The report found “little evidence of strong fee-based competition in the superannuation sector,” and suggested there “is scope for greater efficiencies in the superannuation system.” While the report did not make any recommendations for change, it provides insights into the thinking of leading figures within the financial sector, and where improvements could be made.

In a recent interview, Switzer Super Report director Paul Rickard said Australia’s superannuation system is quite unique compared to other countries, and despite a lowering of fees within the sector, they aren’t coming down fast enough. “Any impartial observer would say that most superannuants’ are paying too much for their superannuation,” he said.

According to the Grattan Institute, Australians are spending as much as $20 billion a year on superannuation fees and expenses.

Rickard pointed out how self-managed super funds are an appealing option compared to retail funds. “[Self-managed super trustees] have largely voted with their feet and said they don’t want to pay those fees.”

Managing director of the Switzer Super Report, Peter Switzer, added “too many Australian’s are not interested in their super and there’s a whole lot of people who do not know what they are missing out on.”

The 460 page interim report also discusses restoring the general prohibition on direct leverage in superannuation on a prospective basis. SMSFs would no longer be able to take out a limited recourse loan to buy an investment property.

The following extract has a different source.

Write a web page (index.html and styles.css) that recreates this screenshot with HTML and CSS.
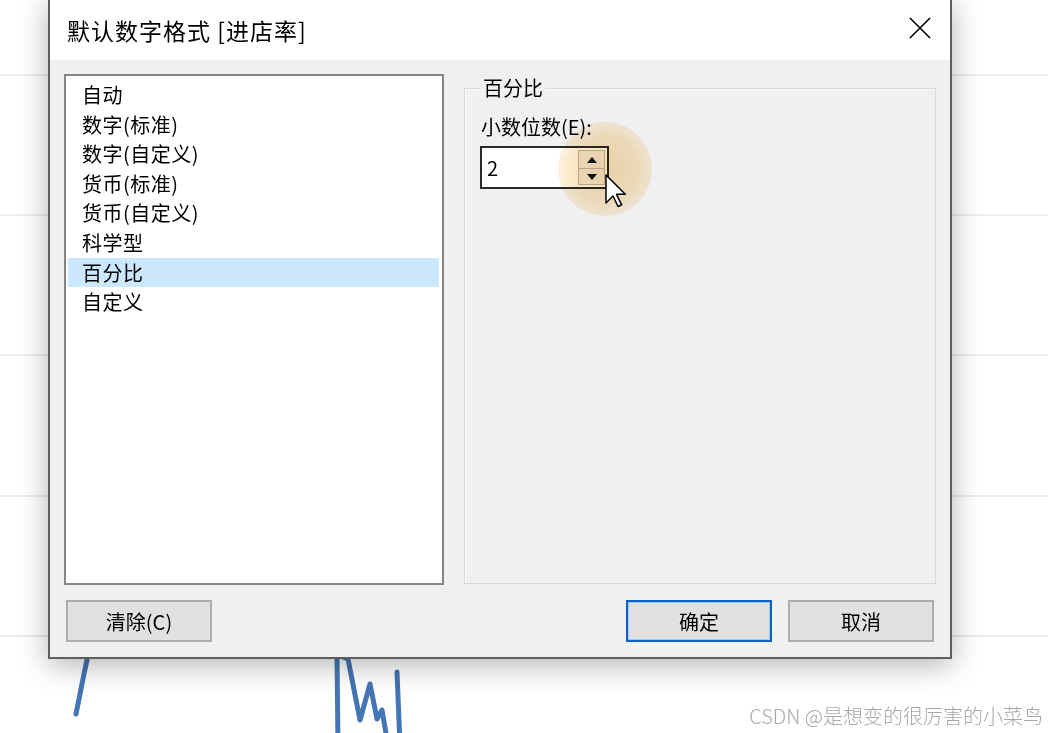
FILE: index.html
```html
<!DOCTYPE html>
<html lang="zh-CN">
<head>
<meta charset="utf-8">
<title>默认数字格式</title>
<link rel="stylesheet" href="styles.css">
</head>
<body>
<div class="screen">
  <svg class="chart" width="1048" height="733" viewBox="0 0 1048 733">
    <g stroke="#ececec" stroke-width="2">
      <line x1="0" y1="75" x2="1048" y2="75"/>
      <line x1="0" y1="215" x2="1048" y2="215"/>
      <line x1="0" y1="355" x2="1048" y2="355"/>
      <line x1="0" y1="496" x2="1048" y2="496"/>
      <line x1="0" y1="636" x2="1048" y2="636"/>
    </g>
    <g fill="none" stroke="#4475b4" stroke-width="5" stroke-linecap="round" stroke-linejoin="round">
      <path d="M88 655 L84 674 L76 714"/>
      <path d="M338 745 L337 655 L348 659 L360 720 L370 684 L377 719 L382 710 L388 745"/>
      <path d="M397 672 L400 745"/>
    </g>
  </svg>

  <div class="dialog">
    <div class="titlebar">
      <span class="title">默认数字格式 [进店率]</span>
      <svg class="close" width="22" height="22" viewBox="0 0 22 22">
        <path d="M1 1 L21 21 M21 1 L1 21" stroke="#000" stroke-width="1.6" fill="none"/>
      </svg>
    </div>
    <div class="body">
      <div class="main">
        <ul class="list">
          <li>自动</li>
          <li>数字(标准)</li>
          <li>数字(自定义)</li>
          <li>货币(标准)</li>
          <li>货币(自定义)</li>
          <li>科学型</li>
          <li class="selected">百分比</li>
          <li>自定义</li>
        </ul>
        <fieldset class="group">
          <legend>百分比</legend>
          <div class="field-label">小数位数(E):</div>
          <div class="spin">
            <span class="spin-value">2</span>
            <div class="spin-buttons">
              <div class="spin-btn up"><span class="tri-up"></span></div>
              <div class="spin-btn down"><span class="tri-down"></span></div>
            </div>
          </div>
        </fieldset>
      </div>
      <div class="buttons">
        <button class="btn">清除(C)</button>
        <div class="spacer"></div>
        <button class="btn primary">确定</button>
        <button class="btn">取消</button>
      </div>
    </div>
  </div>

  <div class="glow"></div>
  <svg class="cursor" width="24" height="36" viewBox="0 0 24 36">
    <polygon points="1,1 1,29 8,22 13,32.5 16.7,30.8 11.5,20.3 20.3,20.3" fill="#fff" stroke="#000" stroke-width="1.5" stroke-linejoin="round"/>
  </svg>

  <div class="watermark">CSDN @是想变的很厉害的小菜鸟</div>
</div>
</body>
</html>
```

FILE: styles.css
```css
html, body {
  margin: 0;
  padding: 0;
  background: #ffffff;
  font-family: "Noto Sans CJK SC", "Noto Sans", sans-serif;
  color: #000;
}

.screen {
  position: relative;
  width: 1048px;
  height: 733px;
  overflow: hidden;
  background: #fff;
}

.chart {
  display: block;
}

.dialog {
  position: absolute;
  left: 48px;
  top: -2px;
  width: 904px;
  height: 661px;
  box-sizing: border-box;
  border: 2px solid #5e5e5e;
  background: #f0f0f0;
  display: flex;
  flex-direction: column;
  box-shadow: 0 6px 28px rgba(0, 0, 0, 0.3);
}

.titlebar {
  height: 60px;
  flex: none;
  background: #fff;
  display: flex;
  align-items: center;
  padding-left: 17px;
}

.title {
  font-size: 23px;
  line-height: 30px;
  letter-spacing: 1px;
  flex: 1;
}

.close {
  margin-right: 19px;
  margin-bottom: 4px;
  display: block;
}

.body {
  flex: 1;
  padding: 14px 14px 15px 14px;
  display: flex;
  flex-direction: column;
}

.main {
  height: 511px;
  display: flex;
  gap: 20px;
}

.list {
  width: 380px;
  box-sizing: border-box;
  margin: 0;
  padding: 4px 3px 0 2px;
  list-style: none;
  background: #fff;
  border: 2px solid #858585;
  font-size: 20px;
}

.list li {
  line-height: 29.6px;
  height: 29.6px;
  padding-left: 14px;
  white-space: nowrap;
  letter-spacing: 0.5px;
}

.list li.selected {
  background: #cce8ff;
}

.group {
  flex: 1;
  margin: 0 0 1px 0;
  padding: 0 16px;
  border: 1px solid #d8d8d8;
  box-shadow: inset 1px 1px 0 #fafafa;
  min-width: 0;
}

.group legend {
  padding: 0 2px;
  font-size: 20px;
  line-height: 28px;
}

.field-label {
  margin-top: 11px;
  font-size: 20px;
  line-height: 28px;
}

.spin {
  margin-top: 5px;
  margin-left: -1px;
  width: 129px;
  height: 43px;
  box-sizing: border-box;
  border: 2px solid #2a2a2a;
  background: #fff;
  display: flex;
  align-items: stretch;
}

.spin-value {
  flex: 1;
  padding-left: 5px;
  font-size: 20px;
  line-height: 39px;
}

.spin-buttons {
  width: 27px;
  padding: 2px 2px 2px 0;
  display: flex;
  flex-direction: column;
}

.spin-btn {
  box-sizing: border-box;
  border: 1px solid #b8b8b8;
  background: #efefef;
  display: flex;
  align-items: center;
  justify-content: center;
}

.spin-btn.up {
  height: 19px;
}

.spin-btn.down {
  height: 16px;
  border-top: none;
}

.tri-up {
  width: 0;
  height: 0;
  border-left: 5px solid transparent;
  border-right: 5px solid transparent;
  border-bottom: 6px solid #111;
}

.tri-down {
  width: 0;
  height: 0;
  border-left: 5px solid transparent;
  border-right: 5px solid transparent;
  border-top: 6px solid #111;
}

.buttons {
  margin-top: 15px;
  height: 42px;
  padding: 0 2px;
  display: flex;
  gap: 16px;
}

.spacer {
  flex: 1;
}

.btn {
  width: 146px;
  height: 42px;
  box-sizing: border-box;
  border: 2px solid #adadad;
  background: #e1e1e1;
  font-family: "Noto Sans CJK SC", "Noto Sans", sans-serif;
  font-size: 20px;
  color: #000;
  padding: 0;
  margin: 0;
}

.btn.primary {
  border: 2px solid #0b63c3;
  box-shadow: inset 0 0 0 1px #9ccaf0;
}

.glow {
  position: absolute;
  left: 558px;
  top: 122px;
  width: 94px;
  height: 94px;
  border-radius: 50%;
  background: radial-gradient(circle, rgba(240, 190, 100, 0.5) 0%, rgba(242, 195, 110, 0.4) 50%, rgba(245, 205, 130, 0.18) 78%, rgba(245, 205, 130, 0) 100%);
  mix-blend-mode: multiply;
  pointer-events: none;
}

.cursor {
  position: absolute;
  left: 605px;
  top: 174px;
  display: block;
}

.watermark {
  position: absolute;
  right: 5px;
  bottom: 4px;
  font-size: 20px;
  line-height: 26px;
  font-weight: 300;
  color: #a8a8a8;
  white-space: nowrap;
}
```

“If allowed to continue, growth in direct leverage by superannuation funds, although embryonic, may create vulnerabilities for the superannuation and financial systems” the interim report states.

In an interview with Peter Switzer, Murray commented on this observation.

“The issue from a stability or safety point of view, is there is risk in a banking system because it is leveraged, and we don’t want to double up that risk by having a superannuation system which is also leveraged. We’ve put forward one option; that we should not allow direct leverage in the superannuation system – that is – in the self-managed system or the APRA regulated system,” he said.